==== INFORMATION SHOWN ====

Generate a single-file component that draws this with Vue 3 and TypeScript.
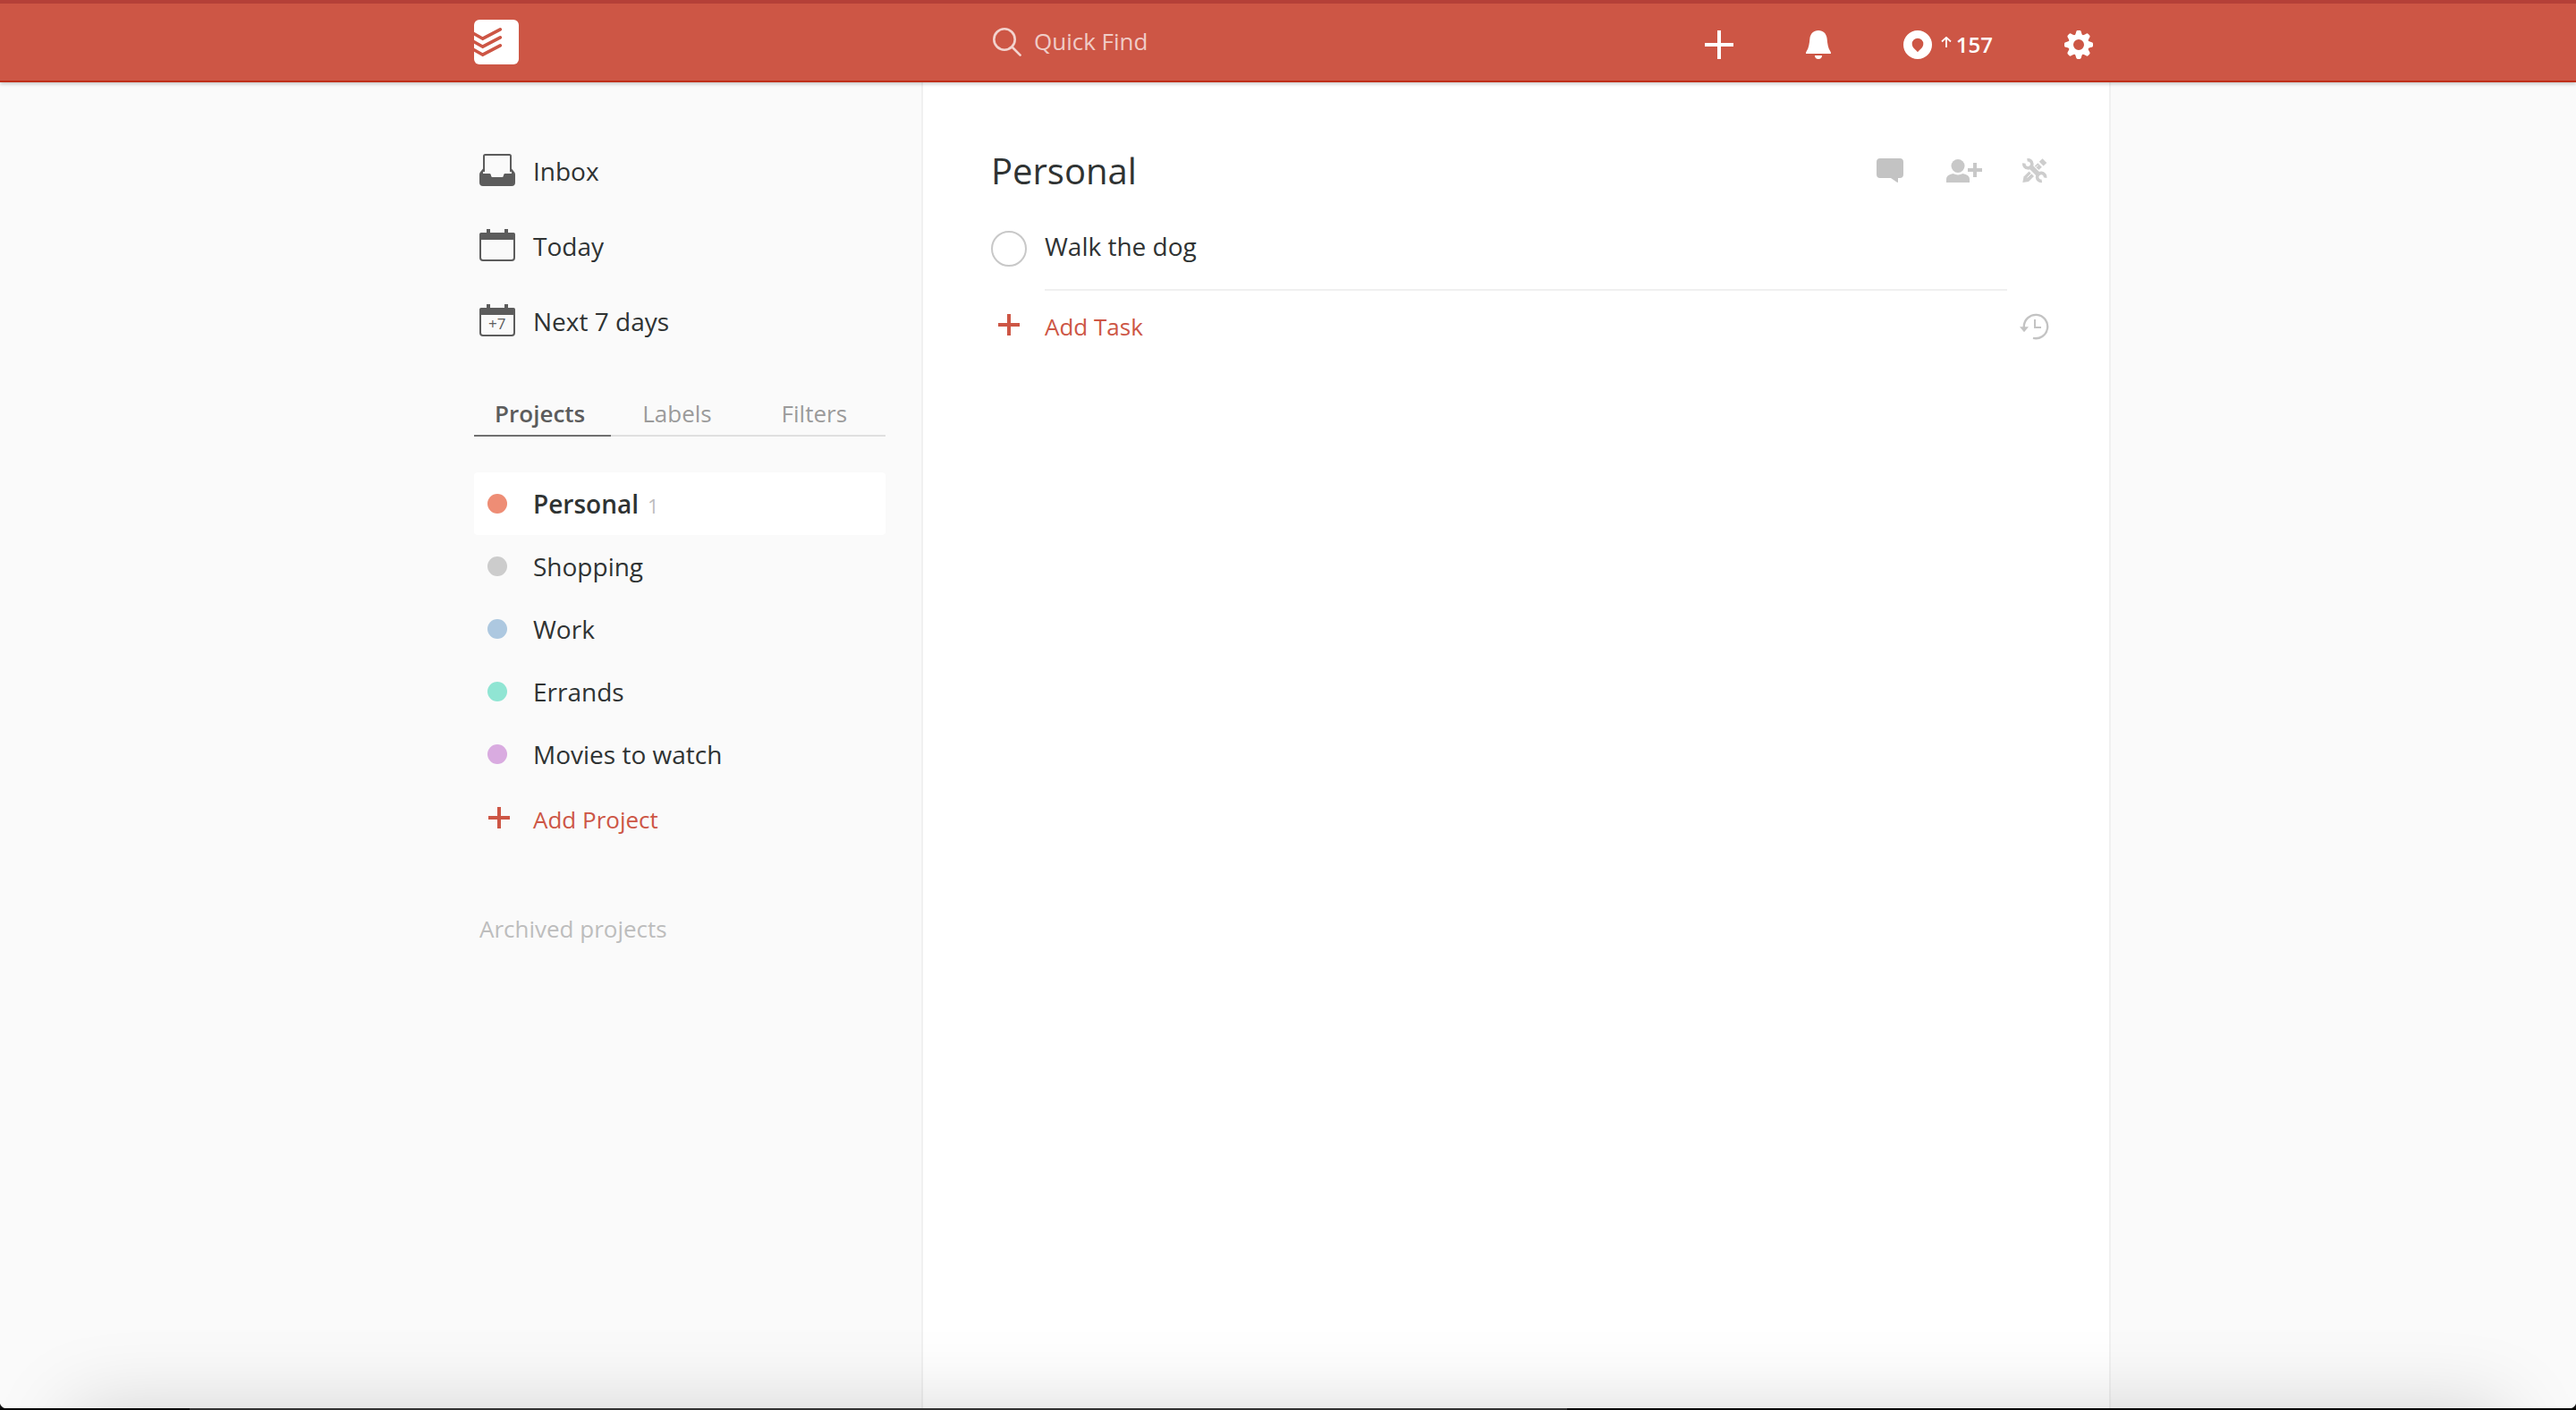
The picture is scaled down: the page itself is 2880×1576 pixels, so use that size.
<script setup lang="ts">
import { ref } from 'vue'

interface Project {
  name: string
  color: string
  count?: number
}

const projects: Project[] = [
  { name: 'Personal', color: '#ee8d75', count: 1 },
  { name: 'Shopping', color: '#cccccc' },
  { name: 'Work', color: '#adc8e0' },
  { name: 'Errands', color: '#90e5d3' },
  { name: 'Movies to watch', color: '#d9abe0' },
]

const tabs = ['Projects', 'Labels', 'Filters']
const activeTab = ref('Projects')
const activeProject = ref('Personal')
const query = ref('')
const done = ref(false)
const teeth = [0, 45, 90, 135, 180, 225, 270, 315]
</script>

<template>
  <div class="app">
    <header class="topbar">
      <div class="topbar-inner">
        <a class="logo" href="#" aria-label="Todoist">
          <svg width="50" height="50" viewBox="0 0 50 50">
            <rect width="50" height="50" rx="6" fill="#fff" />
            <g fill="none" stroke="#cd5645" stroke-width="3.6" stroke-linecap="round">
              <path d="M-2 14.6 9.7 21.2 29.3 10.8" />
              <path d="M-2 23.6 9.7 30.2 29.3 19.8" />
              <path d="M-2 32.6 9.7 39.2 29.3 28.8" />
            </g>
          </svg>
        </a>
        <div class="search">
          <label for="quick-find" aria-label="Quick Find">
            <svg width="32" height="32" viewBox="0 0 32 32" fill="none" stroke="#f3d3ce" stroke-width="2.6">
              <circle cx="13" cy="13" r="11.7" />
              <path d="M21.5 21.5 30.6 30.6" stroke-linecap="round" />
            </svg>
          </label>
          <input id="quick-find" v-model="query" type="text" placeholder="Quick Find" />
        </div>
        <div class="actions">
          <button type="button" aria-label="Quick add">
            <svg width="32" height="32" viewBox="0 0 32 32" fill="#fff">
              <path d="M14 0h4v14h14v4H18v14h-4V18H0v-4h14z" />
            </svg>
          </button>
          <button type="button" aria-label="Notifications">
            <svg width="30" height="32" viewBox="-1 0 30 32" fill="#fff">
              <path d="M14 0C8.5 0 5 3.8 4.4 9 3.8 15 3.3 19.5 .6 23.6Q0 24.6 0 26H28Q28 24.6 27.4 23.6C24.7 19.5 24.2 15 23.6 9 23 3.8 19.5 0 14 0Z" />
              <path d="M10 28H18C18 30.5 16.5 32 14 32S10 30.5 10 28Z" />
            </svg>
          </button>
          <button type="button" class="karma" aria-label="Karma 157">
            <svg width="32" height="32" viewBox="0 0 32 32" fill="#fff">
              <path
                fill-rule="evenodd"
                d="M16 0A16 16 0 1 1 16 32 16 16 0 0 1 16 0ZM16 24.3C14 21.6 9.7 19.5 9.7 15A6.3 6.3 0 0 1 22.3 15C22.3 19.5 18 21.6 16 24.3Z"
              />
            </svg>
            <svg class="trend" width="12" height="12" viewBox="0 0 12 12" fill="none" stroke="#fff" stroke-width="1.8">
              <path d="M6 12V1M1 5.5 6 .9 11 5.5" />
            </svg>
            <span>157</span>
          </button>
          <button type="button" aria-label="Settings">
            <svg width="32" height="32" viewBox="-16 -16 32 32" fill="#fff">
              <circle r="8.7" fill="none" stroke="#fff" stroke-width="5.4" />
              <path
                v-for="angle in teeth"
                :key="angle"
                :transform="`rotate(${angle})`"
                d="M-5.5 -9C-3.6 -11.2 -3.3 -12.5 -2.8 -14.6Q-2.4 -16 -1.2 -16H1.2Q2.4 -16 2.8 -14.6C3.3 -12.5 3.6 -11.2 5.5 -9Z"
              />
            </svg>
          </button>
        </div>
      </div>
    </header>

    <div class="layout">
      <aside class="sidebar">
        <nav class="views" aria-label="Views">
          <a href="#">
            <svg width="40" height="36" viewBox="0 0 40 36">
              <path d="M5 20V2.5Q5 1 6.5 1H33.5Q35 1 35 2.5V20" fill="none" stroke="#5c5c5c" stroke-width="2" />
              <path
                fill="#5c5c5c"
                d="M4 16.5 .8 20.5Q0 21.5 0 23V32Q0 36 4 36H36Q40 36 40 32V23Q40 21.5 39.2 20.5L36 16.5V22H28.5C26.5 22 27.5 26 25.5 26H14.5C12.5 26 13.5 22 11.5 22H4Z"
              />
            </svg>
            <span>Inbox</span>
          </a>
          <a href="#">
            <svg width="40" height="36" viewBox="0 0 40 36">
              <rect x="1" y="5" width="38" height="30" rx="3" fill="none" stroke="#5c5c5c" stroke-width="2" />
              <path d="M0 12V6Q0 4 2 4H8V0H12V4H28V0H32V4H38Q40 4 40 6V12Z" fill="#5c5c5c" />
            </svg>
            <span>Today</span>
          </a>
          <a href="#">
            <svg width="40" height="36" viewBox="0 0 40 36">
              <rect x="1" y="5" width="38" height="30" rx="3" fill="none" stroke="#5c5c5c" stroke-width="2" />
              <path d="M0 12V6Q0 4 2 4H8V0H12V4H28V0H32V4H38Q40 4 40 6V12Z" fill="#5c5c5c" />
              <text class="cal-text" x="10" y="28">+7</text>
            </svg>
            <span>Next 7 days</span>
          </a>
        </nav>

        <div class="tabs" role="tablist">
          <button
            v-for="tab in tabs"
            :key="tab"
            type="button"
            role="tab"
            :aria-selected="tab === activeTab"
            :class="{ active: tab === activeTab }"
            @click="activeTab = tab"
          >
            {{ tab }}
          </button>
        </div>

        <ul class="projects">
          <li v-for="project in projects" :key="project.name">
            <a
              href="#"
              :class="{ active: project.name === activeProject }"
              @click.prevent="activeProject = project.name"
            >
              <span class="lead"><span class="dot" :style="{ background: project.color }"></span></span>
              <span class="name">{{ project.name }}</span>
              <span v-if="project.count" class="count">{{ project.count }}</span>
            </a>
          </li>
        </ul>

        <button type="button" class="add add-project">
          <span class="lead">
            <svg width="28" height="24" viewBox="-4 0 28 24" fill="#cd5645">
              <path d="M10 0h4v10h10v4H14v10h-4V14H0v-4h10z" />
            </svg>
          </span>
          <span>Add Project</span>
        </button>

        <a class="archived" href="#">Archived projects</a>
      </aside>

      <main class="content">
        <div class="title-row">
          <h1>Personal</h1>
          <div class="tools">
            <button type="button" aria-label="Comments">
              <svg width="36" height="28" viewBox="0 0 36 28" fill="#c3c3c3">
                <path d="M4 0H26Q30 0 30 4V18Q30 22 26 22H24V27L22.5 26.6 16 22H4Q0 22 0 18V4Q0 0 4 0Z" />
              </svg>
            </button>
            <button type="button" aria-label="Share project">
              <svg width="40" height="26" viewBox="0 0 40 26" fill="#c8c8c8">
                <circle cx="13" cy="7.5" r="7.5" />
                <path d="M0 26V22Q0 17.5 7.5 16Q13 18.8 18.5 16Q26 17.5 26 22V26Z" />
                <path d="M30 4h4v6h6v4h-6v6h-4v-6h-6v-4h6z" />
              </svg>
            </button>
            <button type="button" aria-label="Project actions">
              <svg width="34" height="28" viewBox="-3 0 34 28">
                <g fill="#cdcdcd">
                  <path d="M.3 27 1.5 20.5 7.5 14.5 13 20 7 26Z" />
                  <path d="M13.5 9 17.3 5.2 21.8 9.7 18.5 13Z" />
                  <path d="M18.8 3.8 22.5 .2 27.3 5 23.6 8.6Z" />
                </g>
                <path d="M5.5 21.5 10 17M15.5 9.8 17.5 7.8" stroke="#fff" stroke-width="1" />
                <path d="M8.5 8.5 19 19" stroke="#fff" stroke-width="7.4" />
                <g fill="none" stroke="#cdcdcd">
                  <path d="M8.5 8.5 19 19" stroke-width="5.5" />
                  <path d="M5.5 1.9A4.5 4.5 0 1 1 1.9 5.5M21.8 25.3A4.5 4.5 0 1 1 25.5 21.7" stroke-width="3.6" />
                </g>
              </svg>
            </button>
          </div>
        </div>

        <div class="task">
          <input id="task-1" v-model="done" type="checkbox" />
          <label for="task-1">Walk the dog</label>
        </div>

        <div class="footer-row">
          <button type="button" class="add">
            <span class="lead">
              <svg width="24" height="24" viewBox="0 0 24 24" fill="#cd5645">
                <path d="M10 0h4v10h10v4H14v10h-4V14H0v-4h10z" />
              </svg>
            </span>
            <span>Add Task</span>
          </button>
          <button type="button" aria-label="Show completed tasks">
            <svg width="34" height="30" viewBox="0 0 34 30">
              <path d="M4.8 16V15A13.2 13.2 0 1 1 15 27.9" fill="none" stroke="#c3c3c3" stroke-width="2.4" />
              <path d="M0 15.3H10L5 21.2Z" fill="#c3c3c3" />
              <path d="M17 7V16H24" fill="none" stroke="#c3c3c3" stroke-width="2" />
            </svg>
          </button>
        </div>
      </main>
    </div>

    <div class="window-edge" aria-hidden="true"></div>
  </div>
</template>

<style>
body {
  margin: 0;
  background: #fafafa;
}
</style>

<style scoped>
.app {
  display: flex;
  flex-direction: column;
  min-height: 100vh;
  background: #fafafa;
  color: #2f3333;
  font-family: 'Open Sans', sans-serif;
  font-size: 28px;
  line-height: 38px;
}

.app *,
.app *::before {
  box-sizing: border-box;
}

a {
  color: inherit;
  text-decoration: none;
}

button {
  display: flex;
  align-items: center;
  margin: 0;
  padding: 0;
  border: 0;
  background: none;
  color: inherit;
  font: inherit;
  cursor: pointer;
}

svg {
  display: block;
  flex: none;
}

.topbar {
  position: relative;
  z-index: 1;
  border-top: 4px solid #b44038;
  border-bottom: 2px solid #bf2f1a;
  background: #cd5645;
  box-shadow: 0 2px 4px rgba(0, 0, 0, 0.2);
}

.topbar-inner {
  display: flex;
  align-items: center;
  width: 100%;
  max-width: 1840px;
  height: 86px;
  margin: 0 auto;
  padding: 0 20px 0 10px;
}

.logo {
  flex: 0 0 580px;
}

.search {
  display: flex;
  flex: 1;
  align-items: center;
  gap: 14px;
}

.search input {
  width: 400px;
  height: 36px;
  padding: 0 0 2px;
  border: 0;
  outline: 0;
  background: none;
  color: #fff;
  font: inherit;
  font-size: 26px;
}

.search input::placeholder {
  color: #f0ccc7;
  opacity: 1;
}

.actions {
  display: flex;
  align-items: center;
  gap: 80px;
  padding-top: 6px;
}

.karma {
  color: #fff;
  font-size: 24px;
  font-weight: 600;
  line-height: 32px;
}

.trend {
  margin: 0 5px 6px 10px;
}

.layout {
  display: flex;
  flex: 1;
  width: 100%;
  max-width: 1840px;
  margin: 0 auto;
}

.sidebar {
  flex: 0 0 510px;
  padding: 56px 40px 80px 10px;
}

.views a {
  display: flex;
  align-items: center;
  gap: 20px;
  height: 84px;
  padding-left: 6px;
}

.views span {
  padding-top: 2px;
}

.cal-text {
  fill: #5c5c5c;
  font-size: 17px;
}

.tabs {
  display: flex;
  margin-top: 44px;
}

.tabs button {
  flex: 1;
  justify-content: center;
  padding: 0 6px 6px 0;
  border-bottom: 2px solid #dfdfdf;
  color: #9b9b9b;
  font-size: 26px;
  line-height: 36px;
}

.tabs .active {
  border-color: #707070;
  color: #5c5c5c;
  font-weight: 600;
}

.projects {
  margin: 40px 0 0;
  padding: 0;
  list-style: none;
}

.projects a {
  display: flex;
  align-items: center;
  height: 70px;
  padding-left: 6px;
  border-radius: 4px;
}

.projects .active {
  background: #fff;
}

.projects .active .name {
  font-weight: 600;
}

.lead {
  display: flex;
  flex: none;
  justify-content: center;
  width: 40px;
  margin-right: 20px;
}

.dot {
  width: 22px;
  height: 22px;
  border-radius: 50%;
}

.count {
  margin-left: 10px;
  padding-top: 4px;
  color: #bdbdbd;
  font-size: 22px;
}

.add {
  color: #cd5645;
  font-size: 26px;
}

.add svg {
  margin-bottom: 4px;
}

.add-project {
  height: 76px;
  padding-left: 6px;
}

.archived {
  display: block;
  margin-top: 66px;
  padding-left: 6px;
  color: #bdbdbd;
  font-size: 26px;
  line-height: 36px;
}

.content {
  flex: 1;
  min-width: 0;
  padding: 71px 66px 80px 76px;
  border: solid #f0f0f0;
  border-width: 0 2px;
  background: #fff;
}

.title-row {
  display: flex;
  align-items: center;
  justify-content: space-between;
}

h1 {
  margin: 0;
  font-size: 40px;
  font-weight: 400;
  line-height: 56px;
}

.tools {
  display: flex;
  align-items: center;
  gap: 42px;
}

.task {
  display: flex;
  align-items: flex-start;
  gap: 20px;
  margin-top: 37px;
  padding-right: 48px;
}

.task input {
  flex: none;
  width: 40px;
  height: 40px;
  margin: 2px 0 0;
  border: 2px solid #c8c8c8;
  border-radius: 50%;
  appearance: none;
}

.task input:checked {
  background: #c8c8c8;
}

.task label {
  flex: 1;
  padding-bottom: 29px;
  border-bottom: 2px solid #f0f0f0;
}

.footer-row {
  display: flex;
  align-items: center;
  justify-content: space-between;
  height: 80px;
}

/* Shade and dark rim along the bottom of the window */
.window-edge {
  position: fixed;
  right: 0;
  bottom: 0;
  left: 0;
  z-index: 2;
  height: 96px;
  overflow: hidden;
  background:
    radial-gradient(circle at 8px 0, transparent 8px, #111 9px) left 0 bottom 2px / 8px 8px no-repeat,
    radial-gradient(circle at 0 0, transparent 8px, #111 9px) right 0 bottom 2px / 8px 8px no-repeat,
    linear-gradient(90deg, #050505 212px, #363636 212px, #363636 1752px, #050505 1752px) bottom / 100% 2px no-repeat;
  pointer-events: none;
}

.window-edge::before {
  position: absolute;
  top: 100%;
  right: 80px;
  left: 80px;
  height: 200px;
  box-shadow: 0 0 90px rgba(0, 0, 0, 0.17);
  content: '';
}
</style>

====

* [EXERCISE]:
Return all lines containing the word "size".

* [SOLUTION BELOW]:
The picture is scaled down: the page itself is 2880×1576 pixels, so use that size.
  font-size: 28px;
  font-size: 26px;
  font-size: 24px;
  font-size: 17px;
  font-size: 26px;
  font-size: 22px;
  font-size: 26px;
  font-size: 26px;
  font-size: 40px;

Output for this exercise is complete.